Esquiva, un halo de misticismo cubre las entrañas del Puy de Dôme, una montaña extraña y fascinante clavada en los pilares de la tierra de Auvernia. El pálpito de la tierra cruje en las tripas del volcán del Macizo Central, un lugar para siempre. En sus laderas –antes de que en 1964 chocaran los hombros de Jacques Anquetil y Raymond Pulidor, de que colisionaran las dos Francias: la rebelde e intelectual, la que encontró la playa debajo de los adoquines en Mayo del 68, y la rural y la tradicional, la del general De Gaulle, el héroe de la Segunda Guerra Mundial; antes también del puñetazo en el hígado a Eddy Merckx en el Tour de 1975, que dejó herido a El Caníbal y le apagó el fuego para lograr el sexto Tour, el unicornio– comenzó la era espacial.

En 1648, el cuñado del gran matemático francés Blaise Pascal subió al Puy de Dôme. Pascal, débil de constitución, no podía ascender, así que envió a su cuñado a demostrar su teoría. Reptó a un kilómetro y medio sobre el nivel del mar con dos barómetros de mercurio. El nivel del mercurio descendió, demostrando que el peso de la atmósfera a gran altitud era menor que a nivel del mar. Eso evidenció que la atmósfera tiene una altura finita y, a la inversa, que había una infinidad de espacio vacío por encima de ella. En el Puy de Dôme se demostró por primera vez que el espacio existía.

El Puy de Dôme, 1.415 metros de altitud, 13,3 km al 7,7%, los últimos 4 al 12%, es una conquista espacial. Una aventura que inauguró Coppi. Una misión hacia lo desconocido. Bahamontes puso el pie en su cima, gobernada por una aguja estremecedora que apunta el cielo y pincha las nubes. Es la antena de la Televisión Francesa. El perfil de la montaña no se comprende sin ese añadido. En el cono de Auvernia se posó Julito Jiménez, el relojero de Ávila, mientras Anquetil y Poulidor combatían por el Tour. Pou Pou pudo con el elegante Jacques en la cumbre. Se quedó a 14 segundos de su rival. Cerca pero lejos.

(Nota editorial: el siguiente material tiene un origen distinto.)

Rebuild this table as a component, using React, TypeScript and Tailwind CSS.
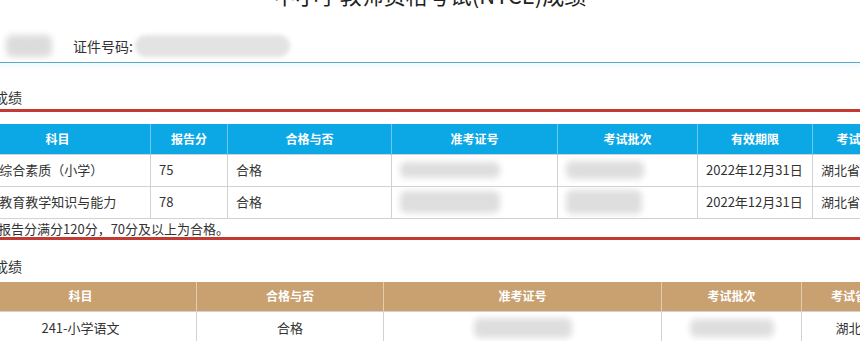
import React from "react";

type Cell = { text?: string; blur?: string };

const writtenCols = [186, 77, 164, 166, 140, 115, 96];
const writtenHead = ["科目", "报告分", "合格与否", "准考证号", "考试批次", "有效期限", "考试省份"];
const writtenRows: Cell[][] = [
  [
    { text: "201-综合素质（小学）" },
    { text: "75" },
    { text: "合格" },
    { blur: "w-[100px] h-[16px]" },
    { blur: "w-[78px] h-[18px]" },
    { text: "2022年12月31日" },
    { text: "湖北省" },
  ],
  [
    { text: "202-教育教学知识与能力" },
    { text: "78" },
    { text: "合格" },
    { blur: "w-[100px] h-[22px]" },
    { blur: "w-[76px] h-[24px]" },
    { text: "2022年12月31日" },
    { text: "湖北省" },
  ],
];

const interviewCols = [232, 187, 278, 140, 107];
const interviewHead = ["科目", "合格与否", "准考证号", "考试批次", "考试省份"];
const interviewRow: Cell[] = [
  { text: "241-小学语文" },
  { text: "合格" },
  { blur: "w-[98px] h-[20px]" },
  { blur: "w-[84px] h-[18px]" },
  { text: "湖北省" },
];

function Blurred({ size }: { size: string }) {
  return <div className={`${size} rounded-md bg-[#dedede] blur-[3px]`} />;
}

function ScoreTable({
  cols,
  head,
  rows,
  headBg,
  headLine,
  align,
}: {
  cols: number[];
  head: string[];
  rows: Cell[][];
  headBg: string;
  headLine: string;
  align: "left" | "center";
}) {
  return (
    <table className="w-[944px] table-fixed border-collapse">
      <colgroup>
        {cols.map((w, i) => (
          <col key={i} style={{ width: w }} />
        ))}
      </colgroup>
      <thead>
        <tr className={`h-[30px] ${headBg}`}>
          {head.map((h) => (
            <th
              key={h}
              className={`border-x ${headLine} overflow-hidden whitespace-nowrap p-0 text-center text-[12px] font-bold text-white`}
            >
              {h}
            </th>
          ))}
        </tr>
      </thead>
      <tbody>
        {rows.map((row, r) => (
          <tr key={r} className="h-[32px]">
            {row.map((c, i) => (
              <td
                key={i}
                className={`overflow-hidden whitespace-nowrap border border-[#d2d2d2] px-[8px] py-0 text-[13px] leading-[18px] text-[#333] ${
                  align === "center" ? "text-center" : "text-left"
                }`}
              >
                {c.blur ? (
                  <div className={align === "center" ? "flex justify-center" : "flex"}>
                    <Blurred size={c.blur} />
                  </div>
                ) : (
                  c.text
                )}
              </td>
            ))}
          </tr>
        ))}
      </tbody>
    </table>
  );
}

export default function App() {
  return (
    <div className="h-[341px] w-[860px] overflow-hidden bg-white font-['Noto_Sans_CJK_SC','Microsoft_YaHei',sans-serif] text-[#333]">
      {/* page title, scrolled partly out of view */}
      <h1 className="-mt-[17px] text-center text-[22px] leading-[22px] font-normal text-[#222]">
        中小学教师资格考试(NTCE)成绩
      </h1>

      {/* candidate info */}
      <div className="mt-[29px] flex h-[24px] items-center">
        <div className="ml-[6px] h-[22px] w-[46px] rounded-md bg-[#dcdcdc] blur-[3px]" />
        <span className="ml-[21px] text-[14px]">证件号码:</span>
        <div className="ml-[2px] h-[22px] w-[155px] rounded-full bg-[#e3e3e3] blur-[2px]" />
      </div>
      <div className="mt-[4px] h-px bg-[#5aa8c6]" />
      <div className="h-[7px] bg-gradient-to-b from-[#eefafd] to-white" />

      <div className="-ml-[36px] w-[944px]">
        <h2 className="mt-[17px] pl-[2px] text-[14px] leading-[20px] font-normal">笔试成绩</h2>

        <div className="mt-[2px] border-y-[3px] border-[#c43a33]">
          <div className="pt-[12px]">
            <ScoreTable
              cols={writtenCols}
              head={writtenHead}
              rows={writtenRows}
              headBg="bg-[#0ca8e6]"
              headLine="border-[#6cc9ee]"
              align="left"
            />
          </div>
          <p className="h-[18px] whitespace-nowrap pl-[8px] text-[13px] leading-[20px]">
            注：报告分满分120分，70分及以上为合格。
          </p>
        </div>

        <h2 className="mt-[16px] pl-[2px] text-[14px] leading-[20px] font-normal">面试成绩</h2>
        <div className="mt-[6px]">
          <ScoreTable
            cols={interviewCols}
            head={interviewHead}
            rows={[interviewRow]}
            headBg="bg-[#c9a171]"
            headLine="border-[#e3cdb2]"
            align="center"
          />
        </div>
      </div>
    </div>
  );
}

El Puy de Dôme, salvaje, inhóspito, carretera mínima, aislado, engaña la perspectiva y sacude la moral. La desarma. Un infierno que yace sobre toneladas de domita, el material en el que se sostiene el mito. El decorado de una ascensión descorazonadora en su tramo final. Una montaña que posee la fuerza telúrica de la eternidad. Un gigante inclemente y despiadado que son varias vidas.

Allí, en su corona, descansan un restaurante y las ruinas de un templo romano en honor a Mercurio. En esas laderas –las de un coloso dormido, 35 años después de la última conquista sobre las rocas igneas de color café, otras grises– se descerrajará el tercer episodio de la batalla por los cielos entre Vingegaard y Pogacar, que como Anquetil y Poulidor, campeones extraordinarios ambos, convocan dos maneras de entender el ciclismo. Con una diferencia de 25 segundos y un asalto para cada uno, –Vingegaard feliz en Laruns y dichoso Pogacar en Cauterets– ambos se retan sobre el volcán de un Tour ardiente. “Será uno de los momentos decisivos del Tour y tendrá gran influencia en la general”, analizó el líder. Dos astronautas en la montaña que demostró que el espacio existía. El Puy de Dôme.